TASK BRIEF
Omit the pictures and print exactly the lines of the listing below, starting at the first and ending at the line containing "MdRefresh, MdStarBorder, MdAdd".

DATA SECTION
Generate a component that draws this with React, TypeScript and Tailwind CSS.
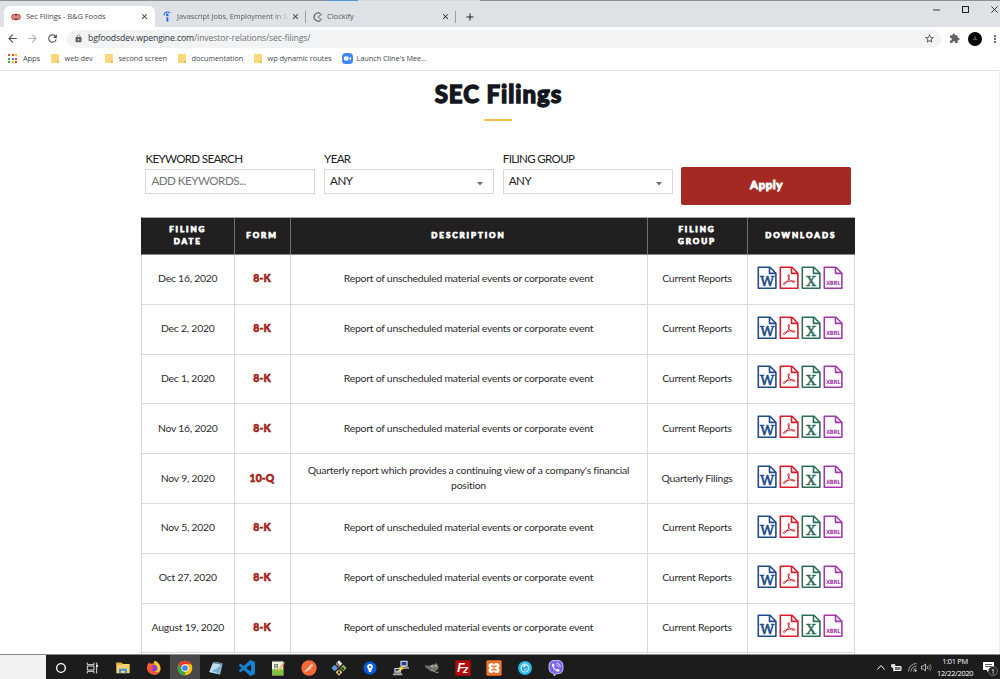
import type { ReactNode } from "react";
import { MdArrowBack, MdArrowForward, MdClose, MdExtension, MdLock, MdMoreVert, MdRefresh, MdStarBorder, MdAdd } from "react-icons/md";

const ui = "font-['Open_Sans','Noto_Sans',sans-serif]";

function TabSep() {
  return <div className="h-[12px] w-px shrink-0 bg-[#9a9da1]" />;
}

function TabStrip() {
  return (
    <div className="relative flex h-[27px] items-end border-t border-[#8c8f94] bg-[#dee1e6]">
      <div className="absolute -top-px left-[328px] h-px w-[30px] bg-[#4a9be0]" />
      <div className="absolute -top-px left-[358px] h-px w-[122px] bg-[#d5d8dc]" />
      <div className="ml-[4px] flex h-[21px] w-[151px] items-center rounded-t-[6px] bg-white pl-[7px]">
        <svg viewBox="0 0 20 14" className="h-[8px] w-[10px]">
          <ellipse cx="10" cy="7" rx="9.5" ry="6.5" fill="#b33a35" />
          <ellipse cx="6" cy="7" rx="2.6" ry="2.8" fill="none" stroke="#fff" strokeWidth="1.3" />
          <ellipse cx="14" cy="7" rx="2.6" ry="2.8" fill="none" stroke="#fff" strokeWidth="1.3" />
        </svg>
        <span className="ml-[5px] w-[114px] whitespace-nowrap text-[7.5px] tracking-[-0.05px] text-[#45494d]">Sec Filings - B&amp;G Foods</span>
        <MdClose className="size-[9px] text-[#222]" />
      </div>
      <div className="flex h-[21px] w-[150px] items-center pl-[8px]">
        <svg viewBox="0 0 10 14" className="h-[11px] w-[8px]" fill="none">
          <circle cx="5.4" cy="5" r="1.7" fill="#2164f3" />
          <path d="M5.5 8v5.5" stroke="#2164f3" strokeWidth="2.4" />
          <path d="M1 5.5C1.5 1.5 5 .2 9 2.2" stroke="#2164f3" strokeWidth="1.3" />
        </svg>
        <span className="ml-[4px] w-[112px] overflow-hidden whitespace-nowrap bg-linear-to-r from-[#505458] from-88% to-[#c4c7cb] bg-clip-text pl-[2px] text-[7.4px] tracking-[-0.03px] text-transparent">Javascript Jobs, Employment in S</span>
        <MdClose className="ml-[4px] size-[9px] shrink-0 text-[#222]" />
      </div>
      <div className="flex h-[21px] w-[151px] items-center">
        <TabSep />
        <svg viewBox="0 0 20 20" className="ml-[7px] size-[10px]" fill="none" stroke="#555" strokeWidth="2.2">
          <path d="M15 3A8.3 8.3 0 1 0 15 17" />
          <path d="M12 8.5 18 4M12 11.5l6 4.5" strokeWidth="1.8" />
          <circle cx="10.5" cy="10" r="1.3" fill="#555" stroke="none" />
        </svg>
        <span className="ml-[4px] w-[114px] text-[7.5px] text-[#505458]">Clockify</span>
        <MdClose className="size-[9px] text-[#222]" />
      </div>
      <div className="-ml-px flex h-[21px] items-center">
        <TabSep />
        <MdAdd className="ml-[8px] size-[12px] text-[#222]" />
      </div>
      <div className="mr-[1px] mb-[9px] ml-auto flex h-[17px] items-center gap-[22px]">
        <svg viewBox="0 0 8 8" className="size-[7px]"><path d="M0 4.5h8" stroke="#222" /></svg>
        <svg viewBox="0 0 8 8" className="size-[7px]"><path d="M.6.6h6.8v6.8H.6z" stroke="#222" strokeWidth="1.2" fill="none" /></svg>
        <svg viewBox="0 0 8 8" className="mr-[1px] size-[7px]"><path d="m.4.4 7.2 7.2M7.6.4.4 7.6" stroke="#222" /></svg>
      </div>
    </div>
  );
}

function Toolbar() {
  return (
    <div className="flex h-[23px] items-center bg-white pl-[6px]">
      <MdArrowBack className="size-[13px] shrink-0 text-[#4c4f52]" />
      <MdArrowForward className="ml-[7px] size-[13px] shrink-0 text-[#b0b2b5]" />
      <MdRefresh className="ml-[7px] size-[13px] shrink-0 text-[#4c4f52]" />
      <div className="ml-[8px] flex h-[18px] w-[874px] shrink-0 items-center rounded-full bg-[#f1f3f4] pr-[6px] pl-[7px]">
        <MdLock className="size-[9px] text-[#5f6368]" />
        <span className="ml-[5px] whitespace-nowrap text-[8.7px] tracking-[-0.12px] text-[#303438]">bgfoodsdev.wpengine.com<span className="text-[#6e7276]">/investor-relations/sec-filings/</span></span>
        <MdStarBorder className="ml-auto size-[11px] text-[#4c4f52]" />
      </div>
      <MdExtension className="ml-[8px] size-[11px] shrink-0 text-[#5f6368]" />
      <div className="ml-[8px] flex size-[14px] shrink-0 items-center justify-center rounded-full bg-black text-[6px] text-white">.i.</div>
      <MdMoreVert className="ml-[7px] size-[12px] shrink-0 text-[#4c4f52]" />
    </div>
  );
}

function Folder({ label, className }: { label: string; className: string }) {
  return (
    <div className={`flex items-center ${className}`}>
      <svg viewBox="0 0 8 9" className="h-[9px] w-[8px] shrink-0"><path d="M0 0h8v7.5L7 9H0z" fill="#fcd77c" /><path d="M6 7h2v1.5L7 9H6z" fill="#e9b949" /></svg>
      <span className="ml-[6px] whitespace-nowrap">{label}</span>
    </div>
  );
}

const appDots = ["#ea4335", "#ea4335", "#fbbc05", "#34a853", "#4285f4", "#ea4335", "#34a853", "#fbbc05", "#ea4335"];

function Bookmarks() {
  return (
    <div className="flex h-[21px] items-center border-b border-[#dfe3e3] bg-white pb-[3px] text-[7.4px] tracking-[-0.08px] text-[#45494d]">
      <div className="ml-[8px] grid grid-cols-3 gap-[1.5px]">
        {appDots.map((c, i) => <div key={i} className="size-[2px]" style={{ background: c }} />)}
      </div>
      <span className="ml-[6px] w-[27.5px]">Apps</span>
      <Folder label="web dev" className="w-[54px]" />
      <Folder label="second screen" className="w-[73px]" />
      <Folder label="documentation" className="w-[76px]" />
      <Folder label="wp dynamic routes" className="w-[88px]" />
      <svg viewBox="0 0 20 20" className="size-[11px]"><rect width="20" height="20" rx="7" fill="#3f86f5" /><rect x="3.5" y="6.5" width="8.5" height="7" rx="1.5" fill="#fff" /><path d="m13 9.5 3.5-2.5v6L13 10.500z" fill="#fff" /></svg>
      <span className="ml-[4px] whitespace-nowrap">Launch Cline's Mee...</span>
    </div>
  );
}

function Field({ label, value, select }: { label: string; value: string; select?: boolean }) {
  return (
    <div className="w-[170px]">
      <div className="h-[17px] text-[11.6px] leading-[14px] tracking-[-0.68px] whitespace-nowrap text-[#222]">{label}</div>
      <div className={`flex h-[25px] items-center justify-between border border-[#d8d8d8] pr-[9px] pb-[1px] pl-[5px] text-[11.6px] tracking-[-0.5px] ${select ? "text-[#222]" : "text-[#757575]"}`}>
        <span>{value}</span>
        {select && <svg viewBox="0 0 6 4" className="mt-[6px] mr-[1px] h-[4px] w-[6px]"><path d="M0 0h6L3 3.500z" fill="#6f6f6f" /></svg>}
      </div>
    </div>
  );
}

function FileIcon({ color, children }: { color: string; children: ReactNode }) {
  return (
    <svg viewBox="0 0 20 24" className="h-[24px] w-[20px]" fill="none" stroke={color} strokeWidth="1.6" strokeLinejoin="round">
      <path d="M1.300 1.300H13L18.900 7.200V22.200H1.300z" />
      <path d="M12.500 1.300v6.100h6.300" />
      {children}
    </svg>
  );
}

function Downloads() {
  return (
    <div className="flex gap-[2px] pr-[1px] pb-[2px]">
      <FileIcon color="#204b8c">
        <text x="10" y="19.600" textAnchor="middle" fontSize="13.500" textLength="14" lengthAdjust="spacingAndGlyphs" fill="#204b8c" stroke="#204b8c" strokeWidth=".6" className="font-['DejaVu_Serif',serif]">W</text>
      </FileIcon>
      <FileIcon color="#dd1c2c">
        <path d="M9.700 8.500c1.200 0 .4 3.500-.9 6.100-1.100 2.200-3.300 4.200-4.200 3.700-1-.8 1.700-2.300 4.300-2.900 3.300-.8 6.900-.8 7 .3 0 1.200-3.200.2-5.100-1.800-1.800-2-2.200-5.300-1.100-5.400z" strokeWidth="1" />
      </FileIcon>
      <FileIcon color="#2c6e59">
        <text x="10" y="19.600" textAnchor="middle" fontSize="13.500" textLength="9.500" lengthAdjust="spacingAndGlyphs" fill="#2c6e59" stroke="#2c6e59" strokeWidth=".5" className="font-['DejaVu_Serif',serif]">X</text>
      </FileIcon>
      <FileIcon color="#a239ac">
        <text x="10.200" y="19" textAnchor="middle" fontSize="5.800" textLength="14" lengthAdjust="spacingAndGlyphs" fill="#a239ac" stroke="none" className="font-['DejaVu_Sans',sans-serif] font-bold">XBRL</text>
      </FileIcon>
    </div>
  );
}

const report = "Report of unscheduled material events or corporate event";
const rows = [
  ["Dec 16, 2020", "8-K", report, "Current Reports"],
  ["Dec 2, 2020", "8-K", report, "Current Reports"],
  ["Dec 1, 2020", "8-K", report, "Current Reports"],
  ["Nov 16, 2020", "8-K", report, "Current Reports"],
  ["Nov 9, 2020", "10-Q", "Quarterly report which provides a continuing view of a company's financial position", "Quarterly Filings"],
  ["Nov 5, 2020", "8-K", report, "Current Reports"],
  ["Oct 27, 2020", "8-K", report, "Current Reports"],
  ["August 19, 2020", "8-K", report, "Current Reports"],
];

const cols = "grid grid-cols-[92.500px_56px_357px_100px_107.500px]";

function Filings() {
  return (
    <div className="mt-[12px] w-[714px]">
      <div className={`${cols} h-[38px] border-t border-b border-l border-t-[#aaa] border-b-[#8a8a8a] border-l-[#221f20] bg-[#221f20] text-center text-[8px] leading-[12.5px] font-black tracking-[1.95px] text-white [-webkit-text-stroke:0.75px_white]`}>
        {["FILING DATE", "FORM", "DESCRIPTION", "FILING GROUP", "DOWNLOADS"].map((h, i) => (
          <div key={h} className={`flex items-center justify-center pb-[2px] ${i < 4 ? "border-r border-[#707070]" : "pr-[1px]"} ${i === 0 || i === 3 ? "px-[21px]" : ""}`}>{h}</div>
        ))}
      </div>
      {rows.map((r) => (
        <div key={r[0]} className={`${cols} h-[49.8px] border-b border-l border-[#dadada] text-center text-[10.4px] leading-[15px] tracking-[-0.230px] text-[#2b2b2b] *:flex *:items-center *:justify-center *:border-r *:border-[#dadada] *:pb-[1px]`}>
          <div>{r[0]}</div>
          <div className="tracking-[0.1px] font-black text-[#a41e1a] [-webkit-text-stroke:0.55px_#a41e1a]">{r[1]}</div>
          <div className="px-[10px]">{r[2]}</div>
          <div>{r[3]}</div>
          <div><Downloads /></div>
        </div>
      ))}
      <div className={`${cols} h-[10px] border-l border-[#dadada] *:border-r *:border-[#dadada]`}><div /><div /><div /><div /><div /></div>
    </div>
  );
}

function Page() {
  return (
    <main className="h-[583px] overflow-hidden border-r border-[#eee] bg-white font-['Lato',sans-serif]">
      <h1 className="h-[48px] pt-[8px] pr-[2px] text-center text-[24px] leading-[30px] font-black tracking-[0.950px] text-[#14171d] [-webkit-text-stroke:1.300px_#14171d]">SEC Filings</h1>
      <div className="ml-[484px] h-[2px] w-[28px] bg-[#fcbc52]" />
      <div className="mt-[31px] ml-[145.400px] flex gap-[8.700px]">
        <Field label="KEYWORD SEARCH" value="ADD KEYWORDS..." />
        <Field label="YEAR" value="ANY" select />
        <Field label="FILING GROUP" value="ANY" select />
        <button className="mt-[15px] h-[38px] w-[170px] rounded-[2px] bg-[#a52923] pb-[2px] text-[11.500px] font-black tracking-[0.500px] text-white [-webkit-text-stroke:0.8px_white]">Apply</button>
      </div>
      <div className="pl-[141px]"><Filings /></div>
    </main>
  );
}

function Ico({ children }: { children: ReactNode }) {
  return <svg viewBox="0 0 24 24" className="size-[16px]">{children}</svg>;
}

const taskIcons: ReactNode[] = [
  <Ico><circle cx="12" cy="12" r="6.500" fill="none" stroke="#fff" strokeWidth="2" /></Ico>,
  <Ico><path d="M5 4v3h10V4M5 20v-3h10v3M5 9h10v6H5zM19 4v3M19 10v10" fill="none" stroke="#ddd" strokeWidth="1.500" /><path d="M18 7h3v3h-3z" fill="#fff" /></Ico>,
  <Ico><path d="M2 4h8l2 2h10v14H2z" fill="#f9d26b" /><path d="M2 4h8l1 3H2z" fill="#e8a93c" /><path d="M6 20v-7h12v7h-3v-4H9v4z" fill="#3b8ee0" /></Ico>,
  <Ico>
    <path d="M12 2c4 1 10 5 10 11 0 6-5 9-10 9S1.500 18 1.500 12C1.500 8 3 6 5 3l1 3c2-1 4-1 5 0z" fill="#ff6b2c" />
    <path d="M13 1c6 2 10 8 8 14-2 5-8 5-8 1 4-1 4-5 1-8-2-2-2-5-1-7z" fill="#ffcb35" />
    <circle cx="12" cy="12.500" r="5" fill="#8041d8" />
    <path d="M2 12c0 8 13 12 18 5-5 3-10 1-12-4 2 1 4-1 4-2-3 0-5-3-7-4-2 0-3 3-3 5z" fill="#f8503d" />
  </Ico>,
  <Ico>
    <circle cx="12" cy="12" r="11" fill="#fbc116" />
    <path d="M12 1A11 11 0 0 1 21.500 6.500H12L7 15 2.500 6.500A11 11 0 0 1 12 1z" fill="#e33b2e" />
    <path d="M2.500 6.500 7.300 14.700 12 17.500l-3 5A11 11 0 0 1 2.500 6.500z" fill="#2da94f" />
    <path d="m12 17.500-1.500 5.400" stroke="#2da94f" strokeWidth="2" />
    <circle cx="12" cy="12" r="5.500" fill="#fff" /><circle cx="12" cy="12" r="4.300" fill="#4285f4" />
  </Ico>,
  <Ico><path d="m8 3 14 2-4 17-16-4z" fill="#8bbfdd" /><path d="m8 3 11 1.600-6 15.600L2 18z" fill="#bde0ef" /><path d="M8 3 22 5l-.5 2L7.300 5z" fill="#5d7e91" /><path d="m5 17 10 2 4-10z" fill="#538eb3" opacity=".6" /></Ico>,
  <Ico><path d="M23.150 2.587 18.210.210a1.494 1.494 0 0 0-1.705.290l-9.460 8.630-4.120-3.128a1 1 0 0 0-1.276.057L.327 7.261A1 1 0 0 0 .326 8.740L3.899 12 .326 15.260a1 1 0 0 0 .001 1.479L1.650 17.940a1 1 0 0 0 1.276.057l4.120-3.128 9.460 8.630a1.492 1.492 0 0 0 1.704.290l4.942-2.377A1.500 1.500 0 0 0 24 20.060V3.939a1.500 1.500 0 0 0-.850-1.352zM18.004 17.448 10.826 12l7.178-5.448z" fill="#1482ce" /></Ico>,
  <Ico><path d="M3 2h17v21H3z" fill="#eef3e3" /><path d="M3 14h17v9H3z" fill="#7cc142" /><path d="M7 6v7M7 7h5M11 6v7M7 10h4" stroke="#666" strokeWidth="1.300" /><path d="m12 15 8-12 2 1.500-7 11-3 2z" fill="#f0b33c" /><path d="M3 2h15" stroke="#777" strokeWidth="2" strokeDasharray="1.500 1" /></Ico>,
  <Ico><circle cx="12" cy="12" r="11.500" fill="#fb6a36" /><path d="m6 17 6-7 4 2-6 4zM12 10l4-4 2.500 2-4 3z" fill="#fff" opacity=".8" /><path d="m5 18 5-3" stroke="#fff" /></Ico>,
  <Ico>
    <path d="m12 .500 5 5-5 5-5-5z" fill="#eee" /><path d="m5.500 7 5 5-5 5-5-5z" fill="#5b9bd9" /><path d="m18.500 7 5 5-5 5-5-5z" fill="#83c64d" /><path d="m12 13.500 5 5-5 5-5-5z" fill="#f3ca72" />
    <path d="M8 3.500 12 8v11M12 9l6 4" stroke="#333" strokeWidth="1.600" fill="none" /><circle cx="12" cy="9" r="1.800" fill="#d85442" /><circle cx="12" cy="19" r="1.800" fill="#333" /><circle cx="18" cy="13" r="1.800" fill="#333" />
  </Ico>,
  <Ico><circle cx="12" cy="12" r="9.800" fill="#0a5be8" /><path d="M12 6a4.300 4.300 0 0 1 4.300 4.300c0 2-2 3.700-2.800 7.700h-3c-.8-4-2.800-5.700-2.800-7.700A4.300 4.300 0 0 1 12 6z" fill="#fff" /><circle cx="12" cy="10.500" r="1.600" fill="#0a5be8" /></Ico>,
  <Ico>
    <path d="M11 1h11v9H11zM2 12h10v7H2z" fill="#c6c9d0" /><path d="M13 3h7v5h-7zM4 13.500h6V17H4z" fill="#1d38a8" /><path d="M12 11h12v2H12zM0 20h14v3H0z" fill="#a6a8ae" /><path d="m18 9-8 3 4 1-7 4" stroke="#f6df31" strokeWidth="2" fill="none" />
  </Ico>,
  <Ico><path d="M1 8c4 1 7 1 10 0 3-2 6-1 8-4l3 7c-1 4-4 6-8 6-4 1-7-2-8-4-3 0-4-2-5-5z" fill="#77716a" /><circle cx="13" cy="9" r="1.900" fill="#eee" /><circle cx="18" cy="9" r="1.600" fill="#eee" /><circle cx="13.500" cy="9" r="1" fill="#111" /><circle cx="18" cy="9" r=".9" fill="#111" /><path d="m11 15 8 4 3-1" stroke="#a4a09a" strokeWidth="1.500" fill="none" /></Ico>,
  <Ico><path d="M.500.500h23v23H.500z" fill="#b60a0a" /><text x="3.500" y="18" fontSize="18" fill="#fff" className="font-['Liberation_Sans',sans-serif] font-bold italic">F</text><text x="12" y="20" fontSize="16" fill="#fff" className="font-['Liberation_Sans',sans-serif] font-bold italic">z</text></Ico>,
  <Ico><rect x=".500" y=".500" width="23" height="23" rx="2" fill="#f3702a" /><path d="M8.500 4.500h1.500l2 2.500 2-2.500h2.500a4 4 0 0 1 3 6.500l-1 1 1 1a4 4 0 0 1-3 6.500H14L12 17l-2 2.500H7.500a4 4 0 0 1-3-6.500l1-1-1-1a4 4 0 0 1 3-6.500z" fill="#fff" /><path d="M8 9h2l2 1.500L14 9h2M8 15h2l2-1.500 2 1.500h2" stroke="#f3702a" strokeWidth="2.200" fill="none" /></Ico>,
  <Ico><circle cx="12" cy="12" r="10.500" fill="#27b5e3" /><circle cx="12" cy="12" r="7" fill="#a8e5f5" /><path d="M8 9h7l2 3-3 5H9l-2-4z" fill="#31a6ce" /><path d="M9 10h3M14 13l-3 2" stroke="#fff" strokeWidth="1.500" /></Ico>,
  <Ico>
    <path d="M12 .500c8 0 10.500 2.500 10.500 10.500S20 20.500 13 20.500L9 24v-4C3.500 19.500 1.500 17 1.500 11 1.500 3 4 .500 12 .500z" fill="#7b64ee" stroke="#d8d0fa" strokeWidth="1.400" />
    <path d="M7 5.500c1-.8 2 .5 2.800 2 .5 1.200-1.300 1.500-1 2.500.8 2.200 2.200 3.700 4.200 4.400 1 .3 1.400-1.500 2.500-1 1.500.8 2.700 1.800 2 2.800-1 1.500-2 1.800-3.500 1C10.500 15.500 7.500 12.500 6 8.500 5.600 7.200 6 6.300 7 5.500z" fill="#fff" />
    <path d="M12.500 4.500c3.500.3 5.500 2.300 5.700 6M13 7.500c1.600.2 2.300 1 2.500 2.700" stroke="#fff" strokeWidth="1.200" fill="none" />
  </Ico>,
];

function Taskbar() {
  return (
    <div className="flex h-[25px] border-t border-[#8a8a8a] bg-[#1c1c1c]">
      <div className="w-[46px] shrink-0 bg-[#f2f2f2]" />
      {taskIcons.map((icon, i) => (
        <div key={i} className={`flex w-[30.900px] shrink-0 items-center justify-center pt-[1px] ${i === 4 ? "bg-[#484848]" : ""}`}>{icon}</div>
      ))}
      <div className="mr-[2px] ml-auto flex items-center pt-[1px]">
        <svg viewBox="0 0 8 5" className="h-[5px] w-[8px]" fill="none" stroke="#fff" strokeWidth="1"><path d="m.5 4.500 3.500-4 3.500 4" /></svg>
        <svg viewBox="0 0 11 8" className="ml-[6px] h-[8px] w-[11px]"><path d="M3.500 2.500H10v4H3.500z" fill="#777" stroke="#fff" /><path d="M.5.5h3.500v2.500L2.500 4 .5 3zM2.500 4v3h1" fill="#ddd" stroke="#fff" strokeWidth=".6" /></svg>
        <svg viewBox="0 0 9 9" className="ml-[6px] size-[9px]" fill="none" stroke="#ccc" strokeWidth=".8"><path d="M.5 8.500A8 8 0 0 1 8.500.500M3 8.500A5.500 5.500 0 0 1 8.500 3M5.500 8.500a3 3 0 0 1 3-3" /><circle cx="7.700" cy="7.700" r=".7" fill="#fff" /></svg>
        <svg viewBox="0 0 11 9" className="ml-[4px] h-[9px] w-[11px]" fill="none" stroke="#ddd" strokeWidth=".8"><path d="M.5 3h1.600L4.500 1v7L2.100 6H.500zM6 3q1 1.500 0 3" /><path d="M7.500 2q2 2.500 0 5M9 1q2.500 3.500 0 7" stroke="#888" /></svg>
        <div className="ml-[5px] w-[36px] text-center text-[7.400px] leading-[11.500px] tracking-[-0.300px] whitespace-nowrap text-white"><div>1:01 PM</div><div>12/22/2020</div></div>
        <svg viewBox="0 0 16 16" className="mt-[1px] ml-[9px] size-[16px]"><path d="M1 2h11v8H7l-2 2v-2H1z" fill="#fff" /><path d="M3 4.500h7M3 6.500h7" stroke="#333" strokeWidth=".8" /><circle cx="11" cy="11" r="4.500" fill="#222" stroke="#888" strokeWidth=".8" /><text x="11" y="13.500" textAnchor="middle" fontSize="7" fill="#fff">1</text></svg>
      </div>
    </div>
  );
}

export default function App() {
  return (
    <div className={`flex h-[679px] w-[1000px] flex-col overflow-hidden ${ui}`}>
      <TabStrip />
      <Toolbar />
      <Bookmarks />
      <Page />
      <Taskbar />
    </div>
  );
}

RESPONSE TO THE EXERCISE
Generate a component that draws this with React, TypeScript and Tailwind CSS.
import type { ReactNode } from "react";
import { MdArrowBack, MdArrowForward, MdClose, MdExtension, MdLock, MdMoreVert, MdRefresh, MdStarBorder, MdAdd } from "react-icons/md";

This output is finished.